|Back To the Future
||[Sep. 15th, 2007|10:15 am]
Politics is about power and pragmatism. Party labels mean very little. That's the default position. And it's how things were managed in Britain all through the 19th century and well into the 20th. But then something anomalous happened. The Labour party elbowed aside the old Liberal party and for a while- from about 1920 to 1990- politics seemed to be about ideas. In practise there may not have been much to choose between the Labour governments of Harold Wilson and the Tory governments of Ted Heath, But in theory- in theory at least- Labour stood for the interests of the unions and the working class and the Tories for those of business and inherited wealth and their visions of the good society were shaped accordingly. It was a time when your vote placed you on one side or the other of a divide which had to do with both class and philosophy. Your vote was a badge of identity. |
But for some time now it's been apparent that this state of affairs no longer exists. Since Mrs Thatcher destroyed the old working class- on which the old Labour party relied- a new liberal-capitalist consensus has been established and with it a new political elite- made up of lawyers and investment bankers and advertising men and people who've never done anything but work in politics- which divides up into parties almost at random. We're back where we were in the Edwardian age, when the two main parties handed power backwards and forwards between them on the principle of "Buggins turn" and- in the words of Hillaire Belloc-
The accursed power that stands on privilege
And goes with women and champagne and bridge
Broke- and democracy resumed her reign-
Which goes with bridge and women and champagne.

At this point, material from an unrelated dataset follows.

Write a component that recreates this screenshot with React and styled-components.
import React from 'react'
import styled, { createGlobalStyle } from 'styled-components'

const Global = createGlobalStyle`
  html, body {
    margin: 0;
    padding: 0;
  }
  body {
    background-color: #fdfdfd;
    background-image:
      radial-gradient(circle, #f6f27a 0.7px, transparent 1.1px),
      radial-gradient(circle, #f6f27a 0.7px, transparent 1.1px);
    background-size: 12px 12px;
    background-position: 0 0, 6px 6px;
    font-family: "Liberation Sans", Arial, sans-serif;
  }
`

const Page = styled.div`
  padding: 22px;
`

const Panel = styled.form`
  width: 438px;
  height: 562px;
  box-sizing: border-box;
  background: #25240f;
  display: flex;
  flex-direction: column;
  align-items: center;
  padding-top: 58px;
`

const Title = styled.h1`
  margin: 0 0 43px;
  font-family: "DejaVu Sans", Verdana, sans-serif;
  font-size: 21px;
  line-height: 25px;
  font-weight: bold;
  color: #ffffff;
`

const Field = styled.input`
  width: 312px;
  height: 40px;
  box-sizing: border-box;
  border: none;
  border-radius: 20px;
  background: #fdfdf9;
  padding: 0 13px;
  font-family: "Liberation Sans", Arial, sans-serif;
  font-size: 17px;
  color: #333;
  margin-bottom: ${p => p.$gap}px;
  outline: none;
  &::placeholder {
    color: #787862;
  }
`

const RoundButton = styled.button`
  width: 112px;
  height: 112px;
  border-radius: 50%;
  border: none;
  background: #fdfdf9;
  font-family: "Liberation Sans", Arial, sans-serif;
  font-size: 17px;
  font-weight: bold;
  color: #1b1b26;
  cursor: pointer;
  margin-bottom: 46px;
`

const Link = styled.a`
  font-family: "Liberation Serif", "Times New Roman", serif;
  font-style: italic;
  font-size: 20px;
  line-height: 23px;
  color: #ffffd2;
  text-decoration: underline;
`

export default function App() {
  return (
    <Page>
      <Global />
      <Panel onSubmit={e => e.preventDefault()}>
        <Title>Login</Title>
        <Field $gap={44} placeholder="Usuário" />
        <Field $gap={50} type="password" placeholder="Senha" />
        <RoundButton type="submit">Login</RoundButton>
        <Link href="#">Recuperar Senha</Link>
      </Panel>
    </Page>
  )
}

A day or two back an event took place that set the seal on this new-old dispensation. Labour premier Gordon Brown welcomed Mrs Thatcher- the old class enemy- to Number 10, posed with her on the front doorstep and told us how much he admired her and how he and she were both "conviction politicians"- whatever that means.
For someone like me who grew up in that pocket of time when ideology mattered- to whom the Tories were always toffee-nosed scum and Mrs Thatcher "that evil woman"- it's all terribly bewildering. The world as I knew it has passed away. Because I'm the age I am and was brought up to believe it my privilege and duty to participate in the electoral process I've never yet failed to cast my vote in an important election, but I do now wonder why I should bother.